Work to be completed:
Copy out the lines that have "React" in them.

Dataset extract:
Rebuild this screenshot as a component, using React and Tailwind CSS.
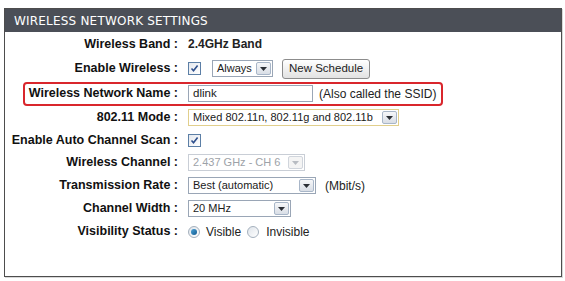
import React from 'react';

const labelFont = { fontFamily: '"Liberation Sans", Arial, sans-serif' };

const Arrow = ({ disabled }) => (
    <span className={`flex items-center justify-center w-[15px] h-[13px] mr-[1px] border rounded-[2px] ${disabled ? 'border-[#d0d5dc] bg-[#f4f4f4]' : 'border-[#a8b6c8] bg-gradient-to-b from-[#f6f7f9] to-[#d9dee6]'}`}>
        <svg width="7" height="4" viewBox="0 0 7 4">
            <path d="M0 0h7L3.5 4z" fill={disabled ? '#b8bcc2' : '#2b2f36'} />
        </svg>
    </span>
);

const Select = ({ value, width, disabled, warm }) => (
    <div
        className={`flex items-center justify-between h-[17px] bg-white border ${warm ? 'border-[#e1cf8c]' : disabled ? 'border-[#c9ced6]' : 'border-[#9aa6b6]'}`}
        style={{ width }}
    >
        <span className={`pl-[4px] text-[11px] leading-none whitespace-nowrap ${disabled ? 'text-[#9da2a8]' : 'text-[#1a1a1a]'}`}>{value}</span>
        <Arrow disabled={disabled} />
    </div>
);

const Checkbox = () => (
    <span className="flex items-center justify-center w-[13px] h-[13px] border border-[#5c7fa6] bg-gradient-to-br from-[#e4e8ee] to-white">
        <svg width="9" height="9" viewBox="0 0 9 9">
            <path d="M1.5 4.5l2 2.2L7.6 1.4" stroke="#2e4f8c" strokeWidth="1.6" fill="none" />
        </svg>
    </span>
);

const Radio = ({ checked }) => (
    <span className="flex items-center justify-center w-[12px] h-[12px] rounded-full border border-[#a4b0bd] bg-gradient-to-br from-[#dfe4ea] to-white">
        {checked && <span className="w-[6px] h-[6px] rounded-full bg-gradient-to-br from-[#4aa2d6] to-[#0f5b91]" />}
    </span>
);

const Row = ({ label, h, children }) => (
    <div className="flex items-center" style={{ height: h }}>
        <div className="w-[173px] shrink-0 text-right text-[12.5px] font-bold text-[#111] whitespace-nowrap" style={labelFont}>{label}</div>
        <div className="ml-[10px] flex items-center">{children}</div>
    </div>
);

const App = () => {
    return (
        <div className="w-[565px] h-[281px] bg-white pt-[8px] pl-[4px]" style={labelFont}>
            <div className="w-[558px] h-[269px] border border-[#4d4d4d] shadow-[1px_1px_0_#d8d8d8]">
                <div className="h-[23px] bg-[#4b4f57] flex items-center pl-[9px]">
                    <span className="text-white text-[12px] tracking-[0.2px]" style={{ fontFamily: '"DejaVu Sans", Verdana, sans-serif' }}>WIRELESS NETWORK SETTINGS</span>
                </div>

                <Row label="Wireless Band :" h={24}>
                    <span className="text-[12px] font-bold text-[#222]">2.4GHz Band</span>
                </Row>

                <Row label="Enable Wireless :" h={25}>
                    <Checkbox />
                    <div className="ml-[11px]"><Select value="Always" width={61} /></div>
                    <button type="button" className="ml-[9px] h-[20px] px-[6px] rounded-[3px] border border-[#8c8c8c] bg-gradient-to-b from-white to-[#e2e2e2] text-[11.5px] text-[#222]">
                        New Schedule
                    </button>
                </Row>

                <div className="relative">
                    <div className="absolute left-[18px] top-[1px] w-[420px] h-[24px] border-2 border-[#d9262c] rounded-[4px] pointer-events-none" />
                    <Row label="Wireless Network Name :" h={25}>
                        <div className="w-[125px] h-[17px] border border-[#9aa6b6] bg-white flex items-center pl-[4px] text-[11.5px] text-[#1a1a1a]">dlink</div>
                        <span className="ml-[6px] text-[12px] text-[#222]">(Also called the SSID)</span>
                    </Row>
                </div>

                <Row label="802.11 Mode :" h={23}>
                    <Select value="Mixed 802.11n, 802.11g and 802.11b" width={211} warm />
                </Row>

                <Row label="Enable Auto Channel Scan :" h={22}>
                    <Checkbox />
                </Row>

                <Row label="Wireless Channel :" h={23}>
                    <Select value="2.437 GHz - CH 6" width={117} disabled />
                </Row>

                <Row label="Transmission Rate :" h={23}>
                    <Select value="Best (automatic)" width={128} />
                    <span className="ml-[9px] text-[12px] text-[#222]">(Mbit/s)</span>
                </Row>

                <Row label="Channel Width :" h={23}>
                    <Select value="20 MHz" width={103} />
                </Row>

                <Row label="Visibility Status :" h={23}>
                    <Radio checked />
                    <span className="ml-[6px] text-[12px] text-[#222]">Visible</span>
                    <span className="ml-[6px]"><Radio /></span>
                    <span className="ml-[7px] text-[12px] text-[#222]">Invisible</span>
                </Row>
            </div>
        </div>
    );
};

export default App;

Answer for the task:
Rebuild this screenshot as a component, using React and Tailwind CSS.
import React from 'react';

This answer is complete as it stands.